2. Since Kroger has shown conclusively that it had no actual knowledge of a dangerous condition on the floor and the evidence raises no inference of constructive knowledge, appellant’s case rests solely on the proposition that an employee was in the immediate vicinity of the foreign substance and should have discovered and removed it. Court of Appeals Rule 27 (a) (1) requires appellant to cite such parts of the record or transcript essential to consideration of his case, but in violation of this rule and in complete failure to support his assertion that an employee of the defendant was in the immediate vicinity of his fall, appellant cites no such evidence to this Court. There can be no inference that there was an employee in the immediate vicinity, for the evidence offered by appellant is too uncertain and at best raises only conjecture or possibility.
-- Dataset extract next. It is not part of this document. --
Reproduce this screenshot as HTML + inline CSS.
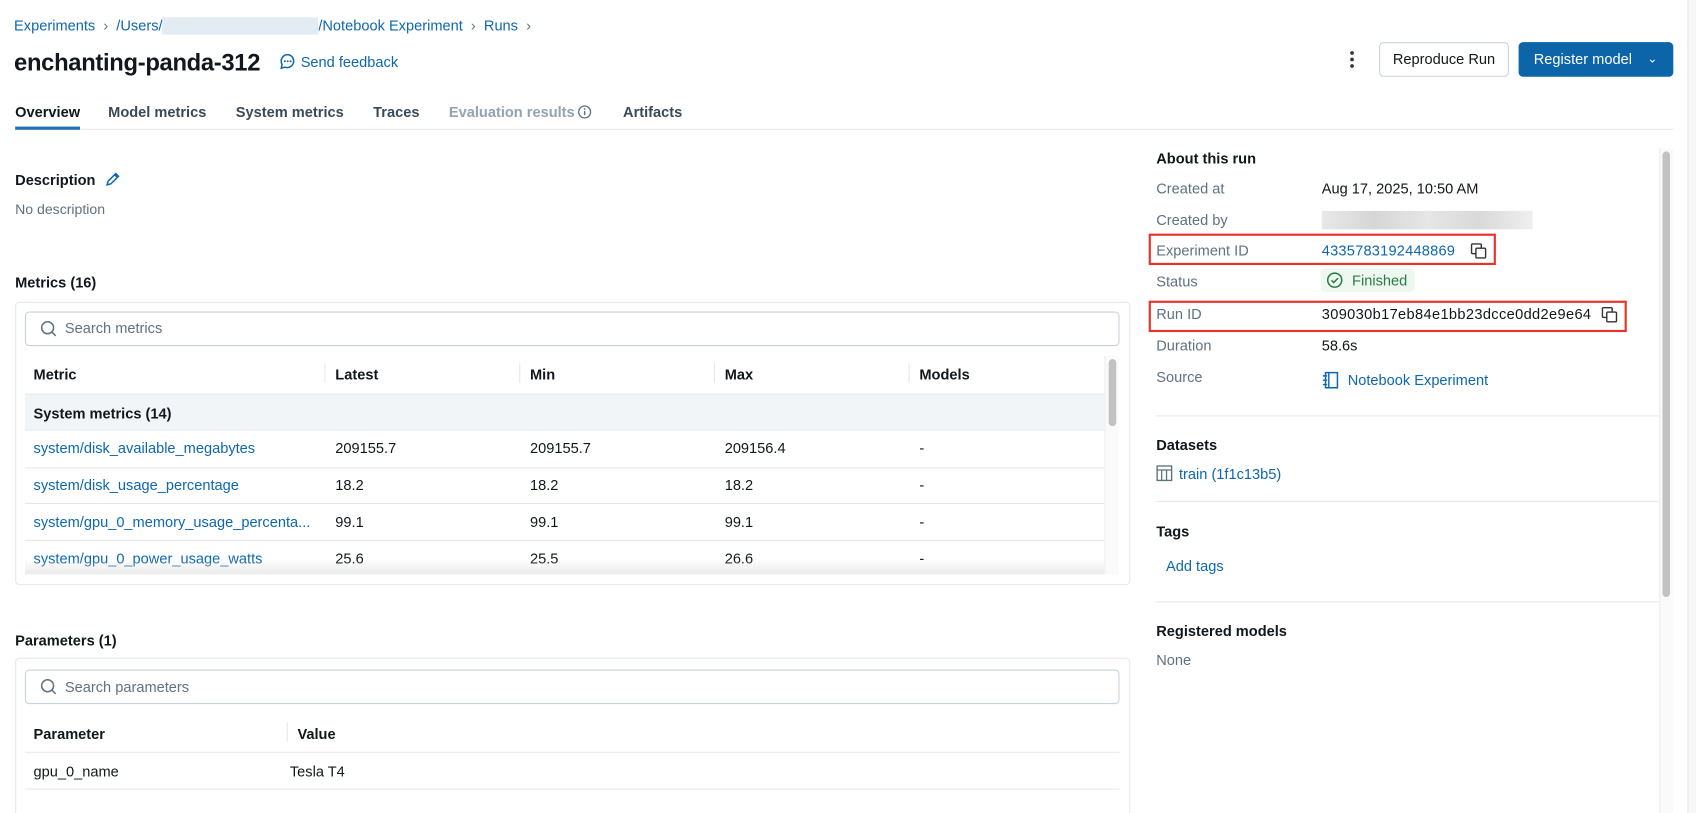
<!DOCTYPE html>
<html><head><meta charset="utf-8">
<style>
*{box-sizing:border-box;margin:0;padding:0}
html,body{width:1696px;height:813px;overflow:hidden;background:#fff}
#w{position:absolute;left:0;top:0;width:1568px;height:752px;overflow:hidden;transform:scale(1.08163);transform-origin:0 0;font-family:"Liberation Sans",sans-serif;font-size:13.5px;color:#11171c}
.a{position:absolute;white-space:nowrap}
div.a{margin-top:1px}
.lk{color:#0e67b0}
.b{font-weight:bold}
.g{color:#5f7281}
.hl{position:absolute;height:1px;background:#e4e8eb}
.red{position:absolute;border:2.5px solid #e8322b}
.card{position:absolute;border:1px solid #e4e8eb;border-radius:4px}
.search{position:absolute;border:1px solid #c9d1d8;border-radius:4px}
.vs{position:absolute;width:1px;height:18px;background:#e4e8eb}
</style></head><body><div id="w">
<div class="a lk" style="left:13px;top:15px;font-size:13.5px">Experiments <span style="color:#5f7281">&nbsp;›&nbsp;</span> /Users/<span style="display:inline-block;width:144px;height:16px;background:#e3ecf3;vertical-align:middle"></span>/Notebook Experiment <span style="color:#5f7281">&nbsp;›&nbsp;</span> Runs <span style="color:#5f7281">&nbsp;›</span></div>
<div class="a b" style="left:13px;top:44px;font-size:22px;letter-spacing:-0.3px">enchanting-panda-312</div>
<svg class="a" style="left:258px;top:49px" width="16" height="16" viewBox="0 0 16 16"><path d="M8 1.5a6 6 0 0 0-5.2 9L2 14l3.4-.9A6 6 0 1 0 8 1.5z" fill="none" stroke="#0e67b0" stroke-width="1.4"/><circle cx="5.3" cy="7.6" r=".9" fill="#0e67b0"/><circle cx="8" cy="7.6" r=".9" fill="#0e67b0"/><circle cx="10.7" cy="7.6" r=".9" fill="#0e67b0"/></svg>
<div class="a lk" style="left:278px;top:49px">Send feedback</div>
<svg class="a" style="left:1246px;top:46px" width="8" height="18"><circle cx="4" cy="3" r="1.7" fill="#333"/><circle cx="4" cy="9" r="1.7" fill="#333"/><circle cx="4" cy="15" r="1.7" fill="#333"/></svg>
<div class="a" style="left:1275px;top:38px;width:120px;height:32px;border:1px solid #c9d1d8;border-radius:4px;text-align:center;line-height:30px">Reproduce Run</div>
<div class="a" style="left:1404px;top:38px;width:143px;height:32px;background:#0b65a8;border-radius:4px;color:#fff;line-height:32px;padding-left:14px">Register model <span style="position:absolute;left:119px;top:0;font-size:11px">&#8964;</span></div>
<div class="a b" style="left:14px;top:95px">Overview</div>
<div class="a b" style="left:100px;top:95px;color:#3a4a57">Model metrics</div>
<div class="a b" style="left:218px;top:95px;color:#3a4a57">System metrics</div>
<div class="a b" style="left:345px;top:95px;color:#3a4a57">Traces</div>
<div class="a b" style="left:415px;top:95px;color:#93a3b0">Evaluation results</div>
<svg class="a" style="left:534px;top:97px" width="13" height="13"><circle cx="6.5" cy="6.5" r="5.5" fill="none" stroke="#5f7281" stroke-width="1.2"/><rect x="5.9" y="5.5" width="1.3" height="4" fill="#5f7281"/><circle cx="6.5" cy="3.8" r=".8" fill="#5f7281"/></svg>
<div class="a b" style="left:576px;top:95px;color:#3a4a57">Artifacts</div>
<div class="hl" style="left:14px;top:119px;width:1533px"></div>
<div class="a" style="left:14px;top:116px;width:60px;height:3px;background:#2272b4"></div>

<div class="a b" style="left:14px;top:158px">Description</div>
<svg class="a" style="left:96px;top:158px" width="16" height="16" viewBox="0 0 16 16"><path d="M3 13l1-3.5L11 2.5l2.5 2.5-7 7zM10 3.5l2.5 2.5" fill="none" stroke="#0e67b0" stroke-width="1.4"/></svg>
<div class="a g" style="left:14px;top:185px;font-size:13px">No description</div>
<div class="a b" style="left:14px;top:253px">Metrics (16)</div>
<div class="card" style="left:14px;top:279px;width:1031px;height:262px"></div>
<div class="search" style="left:23px;top:288px;width:1012px;height:32px"></div>
<svg class="a" style="left:37px;top:296px" width="16" height="16"><circle cx="7" cy="7" r="5.5" fill="none" stroke="#5f7281" stroke-width="1.4"/><path d="M11 11l3.5 3.5" stroke="#5f7281" stroke-width="1.4"/></svg>
<div class="a g" style="left:60px;top:295px">Search metrics</div>
<div class="a b" style="left:31px;top:338px">Metric</div>
<div class="vs" style="left:300px;top:336px"></div><div class="a b" style="left:310px;top:338px">Latest</div>
<div class="vs" style="left:480px;top:336px"></div><div class="a b" style="left:490px;top:338px">Min</div>
<div class="vs" style="left:660px;top:336px"></div><div class="a b" style="left:670px;top:338px">Max</div>
<div class="vs" style="left:840px;top:336px"></div><div class="a b" style="left:850px;top:338px">Models</div>
<div class="a" style="left:23px;top:364px;width:998px;height:34px;background:#f2f5f7;border-top:1px solid #e4e8eb;border-bottom:1px solid #e4e8eb;margin-top:0"></div>
<div class="a b" style="left:31px;top:374px">System metrics (14)</div>
<div class="a lk" style="left:31px;top:406px">system/disk_available_megabytes</div><div class="a" style="left:310px;top:406px">209155.7</div><div class="a" style="left:490px;top:406px">209155.7</div><div class="a" style="left:670px;top:406px">209156.4</div><div class="a" style="left:850px;top:406px">-</div>
<div class="hl" style="left:23px;top:432px;width:998px"></div>
<div class="a lk" style="left:31px;top:440px">system/disk_usage_percentage</div><div class="a" style="left:310px;top:440px">18.2</div><div class="a" style="left:490px;top:440px">18.2</div><div class="a" style="left:670px;top:440px">18.2</div><div class="a" style="left:850px;top:440px">-</div>
<div class="hl" style="left:23px;top:465px;width:998px"></div>
<div class="a lk" style="left:31px;top:474px">system/gpu_0_memory_usage_percenta...</div><div class="a" style="left:310px;top:474px">99.1</div><div class="a" style="left:490px;top:474px">99.1</div><div class="a" style="left:670px;top:474px">99.1</div><div class="a" style="left:850px;top:474px">-</div>
<div class="hl" style="left:23px;top:499px;width:998px"></div>
<div class="a lk" style="left:31px;top:508px">system/gpu_0_power_usage_watts</div><div class="a" style="left:310px;top:508px">25.6</div><div class="a" style="left:490px;top:508px">25.5</div><div class="a" style="left:670px;top:508px">26.6</div><div class="a" style="left:850px;top:508px">-</div>
<div class="a" style="left:23px;top:516px;width:998px;height:14px;background:linear-gradient(rgba(255,255,255,0),rgba(220,220,220,.6))"></div>
<div class="a" style="left:1021px;top:328px;width:13px;height:202px;background:#fafafa;border-left:1px solid #eee"></div>
<div class="a" style="left:1025px;top:331px;width:7px;height:62px;background:#c2c2c2;border-radius:4px"></div>

<div class="a b" style="left:14px;top:584px">Parameters (1)</div>
<div class="card" style="left:14px;top:608px;width:1031px;height:300px"></div>
<div class="search" style="left:23px;top:619px;width:1012px;height:32px"></div>
<svg class="a" style="left:37px;top:627px" width="16" height="16"><circle cx="7" cy="7" r="5.5" fill="none" stroke="#5f7281" stroke-width="1.4"/><path d="M11 11l3.5 3.5" stroke="#5f7281" stroke-width="1.4"/></svg>
<div class="a g" style="left:60px;top:627px">Search parameters</div>
<div class="a b" style="left:31px;top:670px">Parameter</div>
<div class="vs" style="left:265px;top:668px"></div><div class="a b" style="left:275px;top:670px">Value</div>
<div class="hl" style="left:23px;top:695px;width:1012px"></div>
<div class="a" style="left:31px;top:705px">gpu_0_name</div><div class="a" style="left:268px;top:705px">Tesla T4</div>
<div class="hl" style="left:23px;top:729px;width:1012px"></div>

<div class="a b" style="left:1069px;top:138px">About this run</div>
<div class="a g" style="left:1069px;top:166px">Created at</div><div class="a" style="left:1222px;top:166px">Aug 17, 2025, 10:50 AM</div>
<div class="a g" style="left:1069px;top:195px">Created by</div><div class="a" style="left:1222px;top:194px;width:195px;height:17px;background:linear-gradient(90deg,#e8e8e8,#d6d6d6,#e6e6e6,#d9d9d9,#efefef)"></div>
<div class="a g" style="left:1069px;top:223px">Experiment ID</div><div class="a lk" style="left:1222px;top:223px;letter-spacing:0.2px">4335783192448869</div>
<svg class="a" style="left:1359px;top:224px" width="16" height="16"><rect x="1.5" y="1.5" width="9" height="9" rx="1" fill="none" stroke="#333" stroke-width="1.3"/><rect x="5.5" y="5.5" width="9" height="9" rx="1" fill="#fff" stroke="#333" stroke-width="1.3"/></svg>
<div class="red" style="left:1062px;top:216px;width:321px;height:29px"></div>
<div class="a g" style="left:1069px;top:252px">Status</div>
<div class="a" style="left:1221px;top:247px;width:87px;height:22px;background:#eef7f0;border-radius:4px"></div>
<svg class="a" style="left:1226px;top:251px" width="16" height="16"><circle cx="8" cy="8" r="6.5" fill="none" stroke="#277c43" stroke-width="1.4"/><path d="M5 8.2l2 2 4-4" fill="none" stroke="#277c43" stroke-width="1.4"/></svg>
<div class="a" style="left:1250px;top:251px;color:#277c43">Finished</div>
<div class="a g" style="left:1069px;top:282px">Run ID</div><div class="a" style="left:1222px;top:282px;letter-spacing:0.33px">309030b17eb84e1bb23dcce0dd2e9e64</div>
<svg class="a" style="left:1480px;top:283px" width="16" height="16"><rect x="1.5" y="1.5" width="9" height="9" rx="1" fill="none" stroke="#333" stroke-width="1.3"/><rect x="5.5" y="5.5" width="9" height="9" rx="1" fill="#fff" stroke="#333" stroke-width="1.3"/></svg>
<div class="red" style="left:1062px;top:278px;width:442px;height:29px"></div>
<div class="a g" style="left:1069px;top:311px">Duration</div><div class="a" style="left:1222px;top:311px">58.6s</div>
<div class="a g" style="left:1069px;top:340px">Source</div>
<svg class="a" style="left:1222px;top:343px" width="16" height="17"><rect x="3.5" y="1.5" width="11" height="14" fill="none" stroke="#0e67b0" stroke-width="1.4"/><path d="M6.5 1.5v14M1 4.5h4M1 8.5h4M1 12.5h4" stroke="#0e67b0" stroke-width="1.3"/></svg>
<div class="a lk" style="left:1246px;top:343px">Notebook Experiment</div>
<div class="hl" style="left:1069px;top:384px;width:465px"></div>
<div class="a b" style="left:1069px;top:403px">Datasets</div>
<svg class="a" style="left:1069px;top:430px" width="15" height="15"><rect x=".8" y=".8" width="13.4" height="13.4" fill="none" stroke="#5f7281" stroke-width="1.3"/><path d="M.8 4.5h13.4M5 4.5v9.7M9.5 4.5v9.7" stroke="#5f7281" stroke-width="1.2"/></svg>
<div class="a lk" style="left:1090px;top:430px">train (1f1c13b5)</div>
<div class="hl" style="left:1069px;top:463px;width:465px"></div>
<div class="a b" style="left:1069px;top:483px">Tags</div>
<div class="a lk" style="left:1078px;top:515px">Add tags</div>
<div class="hl" style="left:1069px;top:556px;width:465px"></div>
<div class="a b" style="left:1069px;top:575px">Registered models</div>
<div class="a g" style="left:1069px;top:602px">None</div>
<div class="a" style="left:1534px;top:137px;width:13px;height:700px;background:#fafafa;border-left:1px solid #eee;margin-top:0"></div>
<div class="a" style="left:1537px;top:139px;width:7px;height:412px;background:#c2c2c2;border-radius:4px"></div>
<div class="a" style="left:1560px;top:0;width:8px;height:800px;background:#f7f7f7;border-left:1px solid #e8e8e8;margin-top:0"></div>
</div></body></html>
Moore v. Winn-Dixie Stores, 216 Ga. App. 72 (2) (a) (454 SE2d 532). Moreover, since appellant insists the substance was invisible and he could not have seen it if he had been “crawling” on the floor, there exists no reasonable basis from which to conclude that, even if there had been an employee in the immediate vicinity, that employee should have discovered and removed this particular hazard. Daniel, supra at 224.
Summary judgment is appropriate when the court, viewing all the facts and reasonable inferences from those facts most favorable to the non-moving party, concludes the evidence does not create a genuine issue of material fact. Lau’s Corp., supra at 495. The dissent’s position does not rest on a genuine issue of fact but on the supposition and speculation that this wet spot was invisible or barely visible to anyone crawling on the floor. In our opinion, summary judgment to the defendant was correctly granted in this case.
Judgment affirmed.
Birdsong, P. J., Andrews, Johnson, Smith and Ruffin, JJ., concur and concur specially. Beasley, C. J., concurs specially. Pope, P. J., and Blackburn, J, dissent. McMurray, P. J., dissents without opinion.